• [Your instructions]
Give the count of lines in the data that include the string "full", with no added remarks.

• [Data shown]
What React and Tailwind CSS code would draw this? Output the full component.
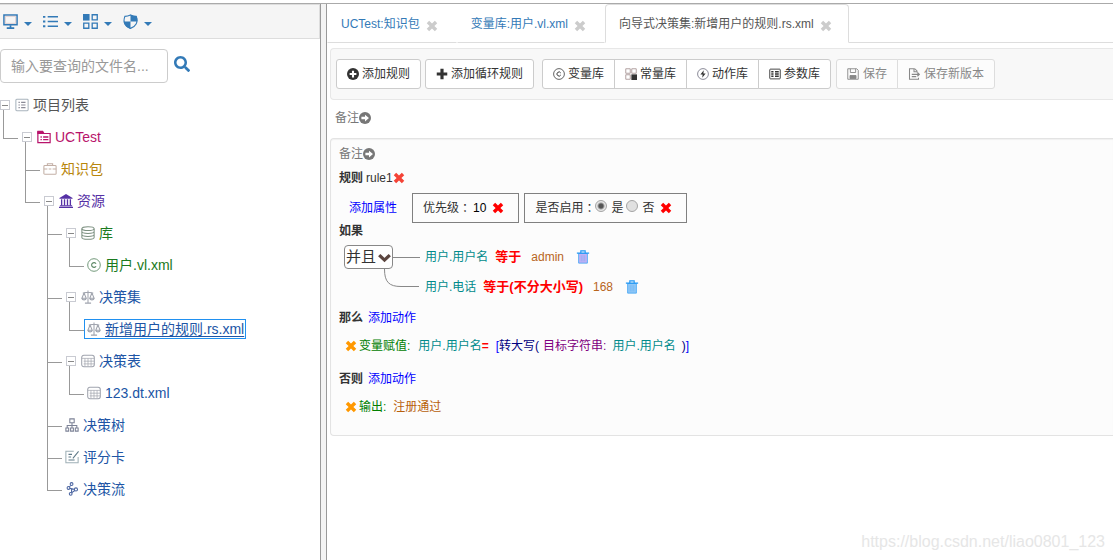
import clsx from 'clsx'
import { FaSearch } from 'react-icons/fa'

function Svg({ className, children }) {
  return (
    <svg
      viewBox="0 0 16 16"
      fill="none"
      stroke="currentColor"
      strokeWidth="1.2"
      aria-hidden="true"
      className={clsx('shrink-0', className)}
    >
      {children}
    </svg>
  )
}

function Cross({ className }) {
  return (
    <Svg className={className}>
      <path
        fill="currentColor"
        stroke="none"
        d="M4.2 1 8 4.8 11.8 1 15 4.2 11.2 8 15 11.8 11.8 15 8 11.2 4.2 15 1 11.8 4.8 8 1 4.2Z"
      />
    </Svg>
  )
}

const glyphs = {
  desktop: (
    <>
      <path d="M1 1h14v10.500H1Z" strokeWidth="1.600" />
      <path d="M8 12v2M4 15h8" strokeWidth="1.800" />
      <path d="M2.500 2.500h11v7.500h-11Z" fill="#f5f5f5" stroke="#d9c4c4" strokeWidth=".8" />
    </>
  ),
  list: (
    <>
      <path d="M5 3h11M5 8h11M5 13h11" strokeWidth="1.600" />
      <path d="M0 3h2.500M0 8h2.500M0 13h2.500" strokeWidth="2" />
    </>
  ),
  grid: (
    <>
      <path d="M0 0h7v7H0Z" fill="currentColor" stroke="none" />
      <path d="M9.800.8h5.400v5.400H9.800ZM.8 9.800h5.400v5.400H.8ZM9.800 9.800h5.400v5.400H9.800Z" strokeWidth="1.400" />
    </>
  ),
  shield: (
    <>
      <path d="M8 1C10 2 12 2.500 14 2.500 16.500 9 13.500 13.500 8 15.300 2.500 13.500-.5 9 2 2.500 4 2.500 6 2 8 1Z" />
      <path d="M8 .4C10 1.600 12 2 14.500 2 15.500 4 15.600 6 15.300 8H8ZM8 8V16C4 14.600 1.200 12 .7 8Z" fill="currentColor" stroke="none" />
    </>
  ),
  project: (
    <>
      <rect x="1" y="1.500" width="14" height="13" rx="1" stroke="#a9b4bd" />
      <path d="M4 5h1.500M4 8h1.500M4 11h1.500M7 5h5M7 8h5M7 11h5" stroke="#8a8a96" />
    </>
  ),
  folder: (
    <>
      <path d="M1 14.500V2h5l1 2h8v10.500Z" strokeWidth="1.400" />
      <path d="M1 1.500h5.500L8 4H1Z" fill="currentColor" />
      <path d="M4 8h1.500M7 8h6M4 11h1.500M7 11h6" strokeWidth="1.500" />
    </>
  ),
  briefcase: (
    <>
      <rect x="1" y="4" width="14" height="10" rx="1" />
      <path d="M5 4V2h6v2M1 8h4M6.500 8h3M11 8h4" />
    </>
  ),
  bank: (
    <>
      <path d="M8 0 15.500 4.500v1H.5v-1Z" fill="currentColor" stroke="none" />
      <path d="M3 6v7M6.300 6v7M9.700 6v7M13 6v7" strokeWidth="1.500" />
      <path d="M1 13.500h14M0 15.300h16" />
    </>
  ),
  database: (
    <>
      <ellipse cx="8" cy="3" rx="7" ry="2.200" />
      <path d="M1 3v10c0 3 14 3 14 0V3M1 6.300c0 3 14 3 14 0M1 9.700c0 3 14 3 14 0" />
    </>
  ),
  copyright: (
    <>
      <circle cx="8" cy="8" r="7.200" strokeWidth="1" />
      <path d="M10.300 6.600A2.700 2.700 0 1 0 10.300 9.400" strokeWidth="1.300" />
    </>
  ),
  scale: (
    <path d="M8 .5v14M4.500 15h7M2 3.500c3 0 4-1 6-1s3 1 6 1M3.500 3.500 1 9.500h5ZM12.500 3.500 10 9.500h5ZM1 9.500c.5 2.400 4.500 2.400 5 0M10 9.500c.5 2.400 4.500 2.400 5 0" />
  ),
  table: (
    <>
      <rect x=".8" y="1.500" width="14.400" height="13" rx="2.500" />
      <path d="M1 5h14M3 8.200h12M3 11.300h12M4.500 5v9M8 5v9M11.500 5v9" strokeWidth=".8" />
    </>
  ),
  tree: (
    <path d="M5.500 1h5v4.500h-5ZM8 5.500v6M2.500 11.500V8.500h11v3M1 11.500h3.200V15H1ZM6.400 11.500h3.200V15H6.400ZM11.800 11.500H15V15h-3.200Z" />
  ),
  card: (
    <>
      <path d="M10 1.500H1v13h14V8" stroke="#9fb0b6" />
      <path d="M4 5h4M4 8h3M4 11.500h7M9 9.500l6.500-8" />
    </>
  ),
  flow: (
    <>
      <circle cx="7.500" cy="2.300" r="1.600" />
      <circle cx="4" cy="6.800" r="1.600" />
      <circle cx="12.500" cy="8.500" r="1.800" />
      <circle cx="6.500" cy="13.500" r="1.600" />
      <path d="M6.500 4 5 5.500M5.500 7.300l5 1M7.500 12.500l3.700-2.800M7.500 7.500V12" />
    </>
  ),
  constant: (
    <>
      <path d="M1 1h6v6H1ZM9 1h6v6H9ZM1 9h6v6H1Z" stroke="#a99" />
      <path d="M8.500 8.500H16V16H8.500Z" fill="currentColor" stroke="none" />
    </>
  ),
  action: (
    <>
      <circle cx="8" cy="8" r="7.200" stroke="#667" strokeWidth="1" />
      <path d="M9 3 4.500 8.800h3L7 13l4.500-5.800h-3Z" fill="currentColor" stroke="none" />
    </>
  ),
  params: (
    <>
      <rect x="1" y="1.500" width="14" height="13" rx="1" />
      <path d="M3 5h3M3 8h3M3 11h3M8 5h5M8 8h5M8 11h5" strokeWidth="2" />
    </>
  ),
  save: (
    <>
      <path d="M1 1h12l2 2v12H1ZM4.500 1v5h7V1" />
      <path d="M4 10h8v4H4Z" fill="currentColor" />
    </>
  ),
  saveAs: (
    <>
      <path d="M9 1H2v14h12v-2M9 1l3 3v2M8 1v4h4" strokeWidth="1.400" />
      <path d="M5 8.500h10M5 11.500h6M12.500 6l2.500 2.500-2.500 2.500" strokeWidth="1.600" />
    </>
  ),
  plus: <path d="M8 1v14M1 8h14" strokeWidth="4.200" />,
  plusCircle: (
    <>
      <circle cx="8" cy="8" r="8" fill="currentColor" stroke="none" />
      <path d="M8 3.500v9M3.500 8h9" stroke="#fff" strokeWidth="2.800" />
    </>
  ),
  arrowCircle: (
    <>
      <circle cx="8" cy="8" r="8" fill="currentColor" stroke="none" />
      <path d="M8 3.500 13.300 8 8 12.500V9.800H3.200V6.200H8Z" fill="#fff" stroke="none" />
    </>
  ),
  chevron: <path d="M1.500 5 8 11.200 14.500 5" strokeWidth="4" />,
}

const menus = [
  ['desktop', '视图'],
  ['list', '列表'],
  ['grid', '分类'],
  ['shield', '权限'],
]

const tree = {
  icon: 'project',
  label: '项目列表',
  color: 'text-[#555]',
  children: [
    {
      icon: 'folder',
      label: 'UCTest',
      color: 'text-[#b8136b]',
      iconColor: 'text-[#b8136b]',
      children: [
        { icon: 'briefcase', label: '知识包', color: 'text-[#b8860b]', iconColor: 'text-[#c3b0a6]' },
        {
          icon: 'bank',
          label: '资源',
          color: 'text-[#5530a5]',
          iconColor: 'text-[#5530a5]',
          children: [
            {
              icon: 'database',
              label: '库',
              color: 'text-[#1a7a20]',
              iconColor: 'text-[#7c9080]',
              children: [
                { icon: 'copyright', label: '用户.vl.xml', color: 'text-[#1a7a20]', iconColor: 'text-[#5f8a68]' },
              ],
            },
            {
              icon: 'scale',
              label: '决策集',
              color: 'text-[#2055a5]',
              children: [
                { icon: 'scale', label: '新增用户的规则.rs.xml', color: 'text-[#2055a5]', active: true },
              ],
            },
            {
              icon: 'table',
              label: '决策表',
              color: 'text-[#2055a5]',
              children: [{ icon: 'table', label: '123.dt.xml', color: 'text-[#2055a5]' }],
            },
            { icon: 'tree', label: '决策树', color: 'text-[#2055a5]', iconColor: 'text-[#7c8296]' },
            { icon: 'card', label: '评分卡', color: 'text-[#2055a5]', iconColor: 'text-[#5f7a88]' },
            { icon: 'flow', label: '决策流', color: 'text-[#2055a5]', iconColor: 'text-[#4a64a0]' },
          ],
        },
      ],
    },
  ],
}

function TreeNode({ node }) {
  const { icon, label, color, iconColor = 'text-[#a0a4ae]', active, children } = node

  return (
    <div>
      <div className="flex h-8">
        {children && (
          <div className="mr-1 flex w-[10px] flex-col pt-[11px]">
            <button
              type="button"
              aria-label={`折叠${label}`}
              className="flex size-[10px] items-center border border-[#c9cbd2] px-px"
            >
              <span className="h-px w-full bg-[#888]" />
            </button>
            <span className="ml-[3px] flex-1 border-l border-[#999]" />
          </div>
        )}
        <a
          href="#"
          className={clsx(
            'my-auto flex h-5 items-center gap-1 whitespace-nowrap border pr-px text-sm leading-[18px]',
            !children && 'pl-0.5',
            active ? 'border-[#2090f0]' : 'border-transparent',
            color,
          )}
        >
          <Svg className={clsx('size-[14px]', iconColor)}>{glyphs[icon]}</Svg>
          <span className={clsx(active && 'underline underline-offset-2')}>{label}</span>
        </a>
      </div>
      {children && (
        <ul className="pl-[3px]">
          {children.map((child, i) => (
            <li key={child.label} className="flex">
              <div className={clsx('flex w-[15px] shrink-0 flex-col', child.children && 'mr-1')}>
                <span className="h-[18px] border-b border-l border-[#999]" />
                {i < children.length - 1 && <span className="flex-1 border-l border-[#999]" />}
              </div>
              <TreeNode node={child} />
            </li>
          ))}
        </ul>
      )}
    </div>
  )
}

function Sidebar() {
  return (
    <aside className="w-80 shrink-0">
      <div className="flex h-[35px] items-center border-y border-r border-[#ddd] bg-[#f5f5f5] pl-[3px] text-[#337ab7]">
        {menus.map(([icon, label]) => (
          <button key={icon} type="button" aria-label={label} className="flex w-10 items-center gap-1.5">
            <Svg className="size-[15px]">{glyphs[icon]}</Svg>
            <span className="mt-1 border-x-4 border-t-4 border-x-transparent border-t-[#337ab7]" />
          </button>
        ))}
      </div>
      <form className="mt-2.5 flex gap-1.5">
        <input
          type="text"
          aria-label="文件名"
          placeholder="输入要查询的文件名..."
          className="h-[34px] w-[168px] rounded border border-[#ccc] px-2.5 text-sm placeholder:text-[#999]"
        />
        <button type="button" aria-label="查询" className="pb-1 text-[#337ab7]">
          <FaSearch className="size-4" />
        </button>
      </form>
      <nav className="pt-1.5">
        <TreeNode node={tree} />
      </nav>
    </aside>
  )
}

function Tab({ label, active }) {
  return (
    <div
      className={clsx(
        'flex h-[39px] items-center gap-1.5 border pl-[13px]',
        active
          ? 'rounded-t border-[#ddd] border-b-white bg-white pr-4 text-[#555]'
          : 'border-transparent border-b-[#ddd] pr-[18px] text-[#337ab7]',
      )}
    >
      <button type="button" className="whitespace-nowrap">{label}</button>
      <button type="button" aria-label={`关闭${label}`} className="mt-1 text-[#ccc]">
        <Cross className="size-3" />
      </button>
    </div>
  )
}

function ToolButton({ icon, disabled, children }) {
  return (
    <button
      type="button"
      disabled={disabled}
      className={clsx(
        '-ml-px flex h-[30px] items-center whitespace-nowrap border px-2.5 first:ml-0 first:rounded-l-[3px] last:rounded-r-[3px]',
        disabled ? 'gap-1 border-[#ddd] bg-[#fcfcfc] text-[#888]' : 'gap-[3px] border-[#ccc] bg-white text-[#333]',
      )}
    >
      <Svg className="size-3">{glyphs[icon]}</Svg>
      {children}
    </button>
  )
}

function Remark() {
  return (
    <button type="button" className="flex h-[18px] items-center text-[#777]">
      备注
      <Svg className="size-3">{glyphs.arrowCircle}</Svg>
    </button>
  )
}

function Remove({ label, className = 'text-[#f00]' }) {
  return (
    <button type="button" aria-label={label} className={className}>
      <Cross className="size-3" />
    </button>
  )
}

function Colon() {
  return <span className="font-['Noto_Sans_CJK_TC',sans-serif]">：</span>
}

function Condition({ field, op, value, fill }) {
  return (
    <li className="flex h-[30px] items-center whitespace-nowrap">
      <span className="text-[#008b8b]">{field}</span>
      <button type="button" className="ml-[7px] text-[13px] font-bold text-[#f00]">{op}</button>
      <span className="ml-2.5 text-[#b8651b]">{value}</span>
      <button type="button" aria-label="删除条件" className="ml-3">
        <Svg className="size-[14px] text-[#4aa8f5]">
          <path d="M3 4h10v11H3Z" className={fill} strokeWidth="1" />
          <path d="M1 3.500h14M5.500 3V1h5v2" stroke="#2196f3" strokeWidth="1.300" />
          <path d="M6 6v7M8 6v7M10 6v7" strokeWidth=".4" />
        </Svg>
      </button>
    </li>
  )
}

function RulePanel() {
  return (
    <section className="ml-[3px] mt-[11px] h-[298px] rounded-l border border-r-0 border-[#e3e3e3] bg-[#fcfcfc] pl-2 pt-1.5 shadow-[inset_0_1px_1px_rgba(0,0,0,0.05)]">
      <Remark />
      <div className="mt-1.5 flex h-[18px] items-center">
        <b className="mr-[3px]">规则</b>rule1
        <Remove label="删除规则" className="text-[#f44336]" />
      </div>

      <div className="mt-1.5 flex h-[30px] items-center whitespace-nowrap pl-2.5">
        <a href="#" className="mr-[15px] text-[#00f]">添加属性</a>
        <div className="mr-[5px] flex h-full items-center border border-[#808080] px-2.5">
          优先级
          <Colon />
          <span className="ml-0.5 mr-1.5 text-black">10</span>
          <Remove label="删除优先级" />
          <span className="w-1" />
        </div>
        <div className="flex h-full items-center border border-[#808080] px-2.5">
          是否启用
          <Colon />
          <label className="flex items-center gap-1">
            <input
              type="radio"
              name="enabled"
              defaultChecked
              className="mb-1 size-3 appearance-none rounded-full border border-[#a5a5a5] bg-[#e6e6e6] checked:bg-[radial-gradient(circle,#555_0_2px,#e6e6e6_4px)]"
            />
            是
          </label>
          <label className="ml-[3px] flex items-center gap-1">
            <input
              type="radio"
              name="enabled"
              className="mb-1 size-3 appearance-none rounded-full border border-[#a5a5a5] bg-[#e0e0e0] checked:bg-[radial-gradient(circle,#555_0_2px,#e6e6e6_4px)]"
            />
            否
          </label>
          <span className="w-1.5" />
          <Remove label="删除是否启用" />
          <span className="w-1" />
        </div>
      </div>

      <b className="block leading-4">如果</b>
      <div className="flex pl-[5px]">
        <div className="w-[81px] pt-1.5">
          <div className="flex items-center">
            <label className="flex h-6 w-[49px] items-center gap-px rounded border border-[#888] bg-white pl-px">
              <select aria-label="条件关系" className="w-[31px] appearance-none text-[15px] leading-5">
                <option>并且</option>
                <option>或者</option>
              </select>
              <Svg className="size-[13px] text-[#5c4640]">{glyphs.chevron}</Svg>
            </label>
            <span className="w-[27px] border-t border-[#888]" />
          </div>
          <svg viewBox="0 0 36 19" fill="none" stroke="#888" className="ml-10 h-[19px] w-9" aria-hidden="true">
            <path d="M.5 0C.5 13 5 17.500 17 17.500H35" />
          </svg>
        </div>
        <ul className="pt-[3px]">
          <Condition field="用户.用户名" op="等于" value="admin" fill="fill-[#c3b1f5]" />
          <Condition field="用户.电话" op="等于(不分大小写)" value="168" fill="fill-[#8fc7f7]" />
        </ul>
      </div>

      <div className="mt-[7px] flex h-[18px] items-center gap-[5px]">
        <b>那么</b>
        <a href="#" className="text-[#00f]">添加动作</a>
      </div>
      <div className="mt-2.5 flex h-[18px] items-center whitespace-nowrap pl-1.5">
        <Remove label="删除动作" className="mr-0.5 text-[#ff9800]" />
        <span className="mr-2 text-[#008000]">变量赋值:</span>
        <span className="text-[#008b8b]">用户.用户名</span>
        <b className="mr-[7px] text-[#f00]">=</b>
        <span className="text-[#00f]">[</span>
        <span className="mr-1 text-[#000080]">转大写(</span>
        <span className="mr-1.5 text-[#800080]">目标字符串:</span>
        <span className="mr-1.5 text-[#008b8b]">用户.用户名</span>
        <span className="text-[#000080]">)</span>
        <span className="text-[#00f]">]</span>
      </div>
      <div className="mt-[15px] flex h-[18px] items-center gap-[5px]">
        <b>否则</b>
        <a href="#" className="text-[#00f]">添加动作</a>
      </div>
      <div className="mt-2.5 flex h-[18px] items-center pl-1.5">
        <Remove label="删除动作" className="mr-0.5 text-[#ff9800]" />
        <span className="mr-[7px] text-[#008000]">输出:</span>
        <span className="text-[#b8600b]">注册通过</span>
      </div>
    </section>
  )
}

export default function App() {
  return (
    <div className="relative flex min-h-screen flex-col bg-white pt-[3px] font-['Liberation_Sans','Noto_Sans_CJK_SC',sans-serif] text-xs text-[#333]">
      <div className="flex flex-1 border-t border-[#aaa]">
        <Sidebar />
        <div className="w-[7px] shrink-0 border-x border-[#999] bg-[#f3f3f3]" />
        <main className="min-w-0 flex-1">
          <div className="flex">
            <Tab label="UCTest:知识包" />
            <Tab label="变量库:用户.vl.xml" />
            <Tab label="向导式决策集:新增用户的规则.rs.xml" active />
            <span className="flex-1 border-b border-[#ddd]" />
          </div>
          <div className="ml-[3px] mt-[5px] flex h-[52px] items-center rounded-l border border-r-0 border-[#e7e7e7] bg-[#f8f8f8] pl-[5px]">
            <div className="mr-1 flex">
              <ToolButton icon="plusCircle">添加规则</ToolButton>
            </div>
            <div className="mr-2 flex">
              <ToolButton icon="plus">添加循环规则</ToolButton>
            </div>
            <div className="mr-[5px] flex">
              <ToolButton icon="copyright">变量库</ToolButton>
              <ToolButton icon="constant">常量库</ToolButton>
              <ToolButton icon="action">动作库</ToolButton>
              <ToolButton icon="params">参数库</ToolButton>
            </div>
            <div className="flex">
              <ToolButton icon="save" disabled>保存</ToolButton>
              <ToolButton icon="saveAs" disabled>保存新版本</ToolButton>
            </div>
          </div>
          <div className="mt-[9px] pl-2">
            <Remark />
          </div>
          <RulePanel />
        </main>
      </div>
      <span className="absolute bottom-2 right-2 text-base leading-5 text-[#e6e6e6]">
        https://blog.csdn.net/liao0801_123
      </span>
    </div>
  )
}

• [Task result]
6